My own take on this is that opera is large and expensive to produce,
and so producers and directors of opera are struggling to make opera
"relevant" to as large an audience is possible. Inasmuch as opera is a
commercial artform, they have to do this, and all the battles (including
the ones here) really boil down to what "relevant" means. I'm not a huge
opera buff, having seen only a few SF Opera productions, but I do know
that my enjoyment of what I'm seeing has a lot more to do with the comfort
and assurance of the ensemble (both orchestra and singers) than it does
the staging.

But then again, I grew up attending the Oregon Shakespearean Festival
in Ashland, Oregon, where they have both Elizabethan and modern stages,
and take full advantage of both. Staging _Coriolanus_ as a Chinese opera
set during the Cultural Revolution isn't that different from sticking
Wagner characters in Armani, and in the Shakespearean case, at least,
it worked, because the cast was solid and the direction deft and
unobtrusive. The same goes for their production of _The Three Musketeers_
on the Elizabethan stage.

Jan Templiner wrote:

>I really don't understand this. I'd be so happy if anyone could try to
>help me out. Why is it possible to fill out the notes with meaning without
>significantly altering them, whereas a drama needs to be put in a place
>far away from the original?

Well, I'd start with the first part of your question -- just because
the orchestra is playing the same score that Donizetti wrote when he sat
down to compose _Lucia di Lammermoor_ doesn't mean that they perform it
the same way that an ensemble in the 19th century would have. Playing
styles, orchestral composition, and (most critically, in the context of
this discussion) conducting have all seen significant changes in the
intervening years. Is conducting really all that different from stage
direction? (Really -- I don't intend that rhetorically.)

I would draw the analogy libretto: score:: staging: conducting.  It's
an imperfect analogy, because it treats what the singers are doing as
acting more than singing (which I don't believe to be the case -- has
anyone here ever read Samuel R Delany's excellent essay on opera, and
how it differs from "pure" singing and acting?), but it'll do for purposes
of discussion.
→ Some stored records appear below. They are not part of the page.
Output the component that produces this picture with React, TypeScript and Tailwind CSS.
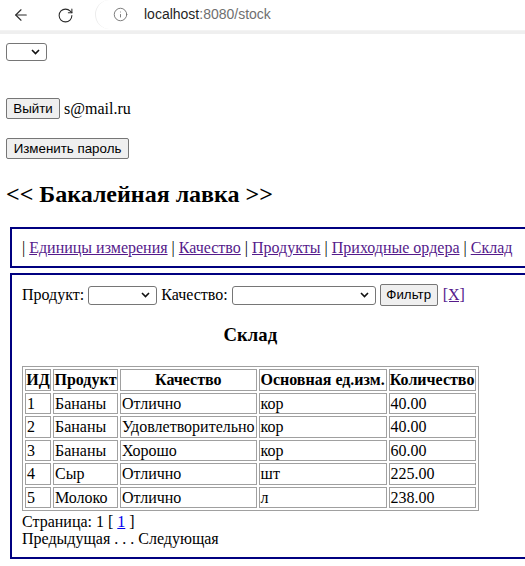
import { ArrowLeft, RotateCw, Info } from "lucide-react";

type Row = { id: number; product: string; quality: string; unit: string; qty: string };

const rows: Row[] = [
  { id: 1, product: "Бананы", quality: "Отлично", unit: "кор", qty: "40.00" },
  { id: 2, product: "Бананы", quality: "Удовлетворительно", unit: "кор", qty: "40.00" },
  { id: 3, product: "Бананы", quality: "Хорошо", unit: "кор", qty: "60.00" },
  { id: 4, product: "Сыр", quality: "Отлично", unit: "шт", qty: "225.00" },
  { id: 5, product: "Молоко", quality: "Отлично", unit: "л", qty: "238.00" },
];

const navLinks = ["Единицы измерения", "Качество", "Продукты", "Приходные ордера", "Склад"];

const headers = [
  { label: "ИД", w: "w-[26px]" },
  { label: "Продукт", w: "w-[65px]" },
  { label: "Качество", w: "w-[135px]" },
  { label: "Основная ед.изм.", w: "w-[128px]" },
  { label: "Количество", w: "w-[87px]" },
];

function Chevron() {
  return (
    <svg width="9" height="6" viewBox="0 0 9 6" className="shrink-0">
      <path d="M1 1l3.5 3.5L8 1" fill="none" stroke="#111" strokeWidth="1.6" />
    </svg>
  );
}

function Select({ className }: { className: string }) {
  return (
    <span
      className={`flex shrink-0 items-center justify-end rounded-[3px] border border-[#767676] bg-white pr-[6px] ${className}`}
    >
      <Chevron />
    </span>
  );
}

function Button({ label, className }: { label: string; className: string }) {
  return (
    <span
      className={`flex shrink-0 items-center justify-center rounded-[2px] border border-[#767676] bg-[#efefef] text-[13.33px] leading-none text-black [font-family:'Liberation_Sans',Arial,sans-serif] ${className}`}
    >
      {label}
    </span>
  );
}

function Toolbar() {
  return (
    <div className="flex h-[30px] items-center bg-white">
      <div className="flex w-[42px] justify-center">
        <ArrowLeft className="h-[18px] w-[18px] text-[#2b2b2b]" strokeWidth={1.5} />
      </div>
      <div className="flex w-[46px] justify-center">
        <RotateCw className="h-[17px] w-[17px] text-[#2b2b2b]" strokeWidth={1.5} />
      </div>
      <div className="ml-[7px] flex h-[29px] flex-1 items-center self-start rounded-l-full border-l border-[#ececec] bg-white pl-[17px]">
        <Info className="h-[15px] w-[15px] text-[#6b6b6b]" strokeWidth={1.4} />
        <span className="ml-[16px] text-[14px] text-[#1f1f1f] [font-family:'Liberation_Sans',Arial,sans-serif]">
          localhost<span className="text-[#6f6f6f]">:8080/stock</span>
        </span>
      </div>
    </div>
  );
}

export default function App() {
  return (
    <div className="h-[566px] w-[525px] overflow-hidden bg-white text-black">
      <Toolbar />
      <div className="h-[4px] border-t border-[#f3f3f3] bg-[#efefef]" />

      <div className="pl-[6px] text-[16px] [font-family:'Liberation_Serif','Times_New_Roman',serif]">
        <div className="flex pt-[9px]">
          <Select className="h-[18px] w-[41px]" />
        </div>

        <div className="mt-[37px] flex items-center gap-[4px]">
          <Button label="Выйти" className="h-[21px] w-[54px]" />
          <span className="leading-[18px]">s@mail.ru</span>
        </div>

        <div className="mt-[19px] flex">
          <Button label="Изменить пароль" className="h-[21px] w-[123px]" />
        </div>

        <h2 className="mt-[21px] text-[24px] font-bold leading-[28px]">&lt;&lt; Бакалейная лавка &gt;&gt;</h2>

        {/* меню */}
        <div className="ml-[4px] mt-[19px] w-[620px] border-2 border-[#000080] px-[10px] py-[10px] leading-[17px]">
          {navLinks.map((l) => (
            <span key={l}>
              | <a className="text-[#551a8b] underline">{l}</a>{" "}
            </span>
          ))}
        </div>

        {/* склад */}
        <div className="ml-[4px] mt-[5px] w-[620px] border-2 border-[#000080] px-[10px] pb-[10px] pt-[9px]">
          <div className="flex h-[22px] items-center leading-[18px]">
            <span>Продукт:</span>
            <Select className="ml-[4px] h-[19px] w-[69px]" />
            <span className="ml-[4px]">Качество:</span>
            <Select className="ml-[4px] h-[19px] w-[144px]" />
            <Button label="Фильтр" className="ml-[4px] h-[22px] w-[58px]" />
            <a className="ml-[5px] text-[#551a8b] underline">[X]</a>
          </div>

          <div className="w-fit">
            <h3 className="mt-[18px] text-center text-[18.72px] font-bold leading-[22px]">Склад</h3>
            <table className="mt-[20px] border-separate border-spacing-[2px] border border-[#a0a0a0]">
              <thead>
                <tr>
                  {headers.map((h) => (
                    <th
                      key={h.label}
                      className={`border border-[#a0a0a0] px-0 py-[1px] text-center font-bold leading-[17.5px] ${h.w}`}
                    >
                      {h.label}
                    </th>
                  ))}
                </tr>
              </thead>
              <tbody>
                {rows.map((r) => (
                  <tr key={r.id}>
                    <td className="border border-[#a0a0a0] px-[1px] py-[1px] leading-[17.5px]">{r.id}</td>
                    <td className="border border-[#a0a0a0] px-[1px] py-[1px] leading-[17.5px]">{r.product}</td>
                    <td className="border border-[#a0a0a0] px-[1px] py-[1px] leading-[17.5px]">{r.quality}</td>
                    <td className="border border-[#a0a0a0] px-[1px] py-[1px] leading-[17.5px]">{r.unit}</td>
                    <td className="border border-[#a0a0a0] px-[1px] py-[1px] leading-[17.5px]">{r.qty}</td>
                  </tr>
                ))}
              </tbody>
            </table>
          </div>

          <div className="mt-[2px] leading-[17px]">
            <div>
              Страница: 1 [ <a className="text-[#0000ee] underline">1</a> ]
            </div>
            <div>Предыдущая . . . Следующая</div>
          </div>
        </div>
      </div>
    </div>
  );
}
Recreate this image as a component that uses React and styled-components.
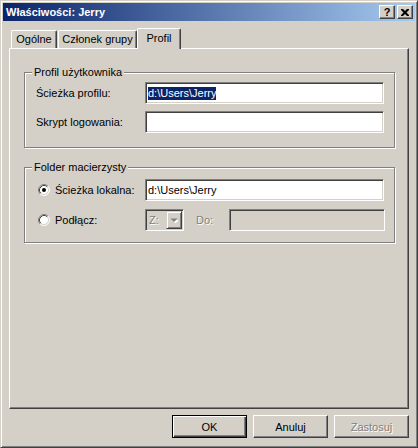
import styled, { createGlobalStyle } from "styled-components";

const GlobalStyle = createGlobalStyle`
  html, body {
    margin: 0;
    padding: 0;
    background: #d4d0c8;
  }

  body {
    font-family: "Liberation Sans", Arial, sans-serif;
    font-size: 11px;
    color: #000;
  }
`;

function RadioMark({ checked }) {
  return (
    <svg width="12" height="12" viewBox="0 0 12 12">
      <circle cx="6" cy="6" r="5" fill="#fff" />
      <path d="M2.11 9.89 A5.5 5.5 0 0 1 9.89 2.11" stroke="#808080" fill="none" />
      <path d="M9.89 2.11 A5.5 5.5 0 0 1 2.11 9.89" stroke="#fff" fill="none" />
      <path d="M2.82 9.18 A4.5 4.5 0 0 1 9.18 2.82" stroke="#404040" fill="none" />
      <path d="M9.18 2.82 A4.5 4.5 0 0 1 2.82 9.18" stroke="#d4d0c8" fill="none" />
      {checked && <circle cx="6" cy="6" r="2" fill="#000" />}
    </svg>
  );
}

function DownArrow() {
  return (
    <svg width="8" height="5" viewBox="0 0 8 5">
      <path d="M2 2h7l-3.5 3.5z" fill="#fff" />
      <path d="M0.5 0.5h7l-3.5 3.5z" fill="#808080" />
    </svg>
  );
}

export default function App() {
  return (
    <>
      <GlobalStyle />
      <Window>
        <TitleBar>
          <TitleText>Właściwości: Jerry</TitleText>
          <CaptionButton>?</CaptionButton>
          <CaptionButton $gap={2}>
            <svg width="8" height="7" viewBox="0 0 8 7">
              <path d="M0 0h2l2 2 2-2h2v1L5.5 3.5 8 6v1H6L4 5 2 7H0V6l2.5-2.5L0 1z" fill="#000" />
            </svg>
          </CaptionButton>
        </TitleBar>

        <Body>
          <TabStrip>
            <Tab $width={46}>Ogólne</Tab>
            <Tab $width={79} $offset={1}>Członek grupy</Tab>
            <Tab $width={44} $selected>Profil</Tab>
          </TabStrip>

          <Panel>
            <GroupBox>
              <Caption>Profil użytkownika</Caption>
              <Row>
                <FieldLabel>Ścieżka profilu:</FieldLabel>
                <Edit $width={239}>
                  <Selection>d:\Users\Jerry</Selection>
                </Edit>
              </Row>
              <Row>
                <FieldLabel>Skrypt logowania:</FieldLabel>
                <Edit $width={239} />
              </Row>
            </GroupBox>

            <GroupBox $gapAfterFirst={11} $gapRows={8}>
              <Caption>Folder macierzysty</Caption>
              <Row $radio>
                <RadioLabel>
                  <RadioMark checked />
                  <span>Ścieżka lokalna:</span>
                </RadioLabel>
                <Edit $width={239}>d:\Users\Jerry</Edit>
              </Row>
              <Row $radio>
                <RadioLabel>
                  <RadioMark />
                  <span>Podłącz:</span>
                </RadioLabel>
                <Combo>
                  <DisabledText>Z:</DisabledText>
                  <ComboButton>
                    <DownArrow />
                  </ComboButton>
                </Combo>
                <DoLabel>Do:</DoLabel>
                <Edit $width={156} $disabled />
              </Row>
            </GroupBox>
          </Panel>

          <ButtonRow>
            <PushButton $default>OK</PushButton>
            <PushButton>Anuluj</PushButton>
            <PushButton disabled>Zastosuj</PushButton>
          </ButtonRow>
        </Body>
      </Window>
    </>
  );
}

const Window = styled.div`
  width: 418px;
  height: 448px;
  box-sizing: border-box;
  padding: 2px;
  border: 1px solid;
  border-color: #d4d0c8 #404040 #404040 #d4d0c8;
  box-shadow: inset 1px 1px 0 #fff, inset -1px -1px 0 #808080;
  background: #d4d0c8;
  display: flex;
  flex-direction: column;
`;

const TitleBar = styled.div`
  height: 18px;
  display: flex;
  align-items: center;
  padding: 0 2px 0 3px;
  background: linear-gradient(to right, #0a246a, #a6caf0);
  color: #fff;
  font-weight: bold;
`;

const TitleText = styled.div`
  flex: 1;
  line-height: 13px;
`;

const CaptionButton = styled.div`
  width: 16px;
  height: 14px;
  box-sizing: border-box;
  margin-left: ${(p) => p.$gap || 0}px;
  display: flex;
  align-items: center;
  justify-content: center;
  background: #d4d0c8;
  border: 1px solid;
  border-color: #fff #404040 #404040 #fff;
  box-shadow: inset -1px -1px 0 #808080;
  color: #000;
  font-size: 11px;
  font-weight: bold;
  line-height: 11px;
`;

const Body = styled.div`
  flex: 1;
  padding: 7px 6px 0;
  display: flex;
  flex-direction: column;
`;

const TabStrip = styled.div`
  position: relative;
  z-index: 1;
  height: 21px;
  margin-bottom: -1px;
  padding-left: 2px;
  display: flex;
  align-items: flex-start;
`;

const Tab = styled.div`
  width: ${(p) => p.$width}px;
  height: ${(p) => (p.$selected ? 21 : 18)}px;
  margin-top: ${(p) => (p.$selected ? 0 : 2)}px;
  margin-left: ${(p) => p.$offset || 0}px;
  box-sizing: border-box;
  padding-top: ${(p) => (p.$selected ? 3 : 2)}px;
  display: flex;
  justify-content: center;
  background: #d4d0c8;
  border-left: 1px solid #fff;
  border-top: 1px solid #fff;
  border-right: 1px solid #404040;
  border-radius: 2px 2px 0 0;
  box-shadow: inset -1px 0 0 #808080;
  line-height: 13px;
  white-space: nowrap;
`;

const Panel = styled.div`
  height: 361px;
  box-sizing: border-box;
  padding: 23px 13px 0 14px;
  border: 1px solid;
  border-color: #fff #404040 #404040 #fff;
  box-shadow: inset -1px -1px 0 #808080;
  display: flex;
  flex-direction: column;
  gap: 19px;
`;

const GroupBox = styled.div`
  position: relative;
  border: 1px solid #808080;
  box-shadow: 1px 1px 0 #fff, inset 1px 1px 0 #fff;
  padding: ${(p) => p.$gapAfterFirst || 9}px 9px ${(p) => (p.$gapAfterFirst ? 11 : 14)}px 0;
  display: flex;
  flex-direction: column;
  gap: ${(p) => p.$gapRows || 7}px;
`;

const Caption = styled.div`
  position: absolute;
  top: -7px;
  left: 7px;
  padding: 0 2px;
  background: #d4d0c8;
  line-height: 13px;
`;

const Row = styled.div`
  height: 22px;
  display: flex;
  align-items: center;
  padding-left: ${(p) => (p.$radio ? 13 : 11)}px;
`;

const FieldLabel = styled.div`
  width: 109px;
  line-height: 13px;
`;

const RadioLabel = styled.div`
  width: 107px;
  display: flex;
  align-items: center;
  gap: 5px;
  line-height: 13px;

  svg {
    flex: none;
  }
`;

const Edit = styled.div`
  width: ${(p) => p.$width}px;
  height: 22px;
  box-sizing: border-box;
  padding: 0 2px;
  display: flex;
  align-items: center;
  border: 1px solid;
  border-color: #808080 #fff #fff #808080;
  box-shadow: inset 1px 1px 0 #404040, inset -1px -1px 0 #d4d0c8;
  background: ${(p) => (p.$disabled ? "#d4d0c8" : "#fff")};
  line-height: 13px;
  white-space: nowrap;
`;

const Selection = styled.span`
  background: #0a246a;
  color: #fff;
`;

const Combo = styled.div`
  width: 39px;
  height: 22px;
  box-sizing: border-box;
  padding: 1px 1px 1px 3px;
  display: flex;
  align-items: center;
  border: 1px solid;
  border-color: #808080 #fff #fff #808080;
  box-shadow: inset 1px 1px 0 #404040, inset -1px -1px 0 #d4d0c8;
  background: #d4d0c8;
`;

const DisabledText = styled.span`
  flex: 1;
  color: #808080;
  text-shadow: 1px 1px 0 #fff;
  line-height: 13px;
`;

const ComboButton = styled.div`
  width: 16px;
  height: 18px;
  box-sizing: border-box;
  display: flex;
  align-items: center;
  justify-content: center;
  border: 1px solid;
  border-color: #d4d0c8 #404040 #404040 #d4d0c8;
  box-shadow: inset 1px 1px 0 #fff, inset -1px -1px 0 #808080;
`;

const DoLabel = styled.div`
  width: 33px;
  margin-left: 12px;
  color: #808080;
  text-shadow: 1px 1px 0 #fff;
  line-height: 13px;
`;

const ButtonRow = styled.div`
  margin-top: 6px;
  display: flex;
  justify-content: flex-end;
  gap: 6px;
`;

const PushButton = styled.button`
  width: 75px;
  height: 23px;
  box-sizing: border-box;
  padding: 0;
  font-family: inherit;
  font-size: 11px;
  background: #d4d0c8;
  color: #000;
  border: 1px solid;
  border-color: ${(p) => (p.$default ? "#000" : "#fff #404040 #404040 #fff")};
  box-shadow: ${(p) =>
    p.$default
      ? "inset 1px 1px 0 #fff, inset -1px -1px 0 #404040, inset -2px -2px 0 #808080"
      : "inset -1px -1px 0 #808080"};

  &:disabled {
    color: #808080;
    text-shadow: 1px 1px 0 #fff;
  }
`;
That is, the staging isn't an inherent part of the libretto
any more than the musicians are to be held to 19th century performance
standards (which is probably a good thing)..

>>The current assumption that settings must be true to libretto is an
>>artistic dead end.
>
>Yes. Because everyone just says "No, I don't wanna do that".

Aw, be nice. I'm sure that's a part of it, but, using the Wagner example
again, Wagner had some pretty specific (if ambiguous) bits of ideology
and belief he was trying to communicate with the Ring cycle, and modern
audiences aren't as well versed in Teutonic mythology as they once were,
which makes it harder to catch the allusions he was making via implication.
There are valid reasons to attempt to recast the look and feel of a
dramatic work in a contemporary mode. If producers start monkeying with
the text of the libretto, that's a separate matter. And if they're trying
to convert opera singers into something they're not (namely fully-fledged
actors), that's a problem too.

>... [R]aping a work isn't exactly a good quality concept. Yes, sure,
>it's magnificent for the director's ego, but for the work it's
>pretty lethal.

What constitutes raping a work?

>Why does no one think of changing music to make it tell us something
>about today? Where's the beard added to the Mona Lisa? That
>certainly would trach us soooooooo much about modern times.

Perhaps you were thinking of this already, but that's exactly what
Marcel Duchamp did with his L.H.O.O.Q. back in the high age of Dada. It
did a pretty good of getting the panties of a lot of people in a bunch
at the time, too. Whether anyone understood what he was trying to say
is debatable, but he was definitely up to *something*.  And see what I
said above about modern musical performance practice and conducting --
the music changes, even if the notes don't.

PS -- First list posting. Hi, everybody.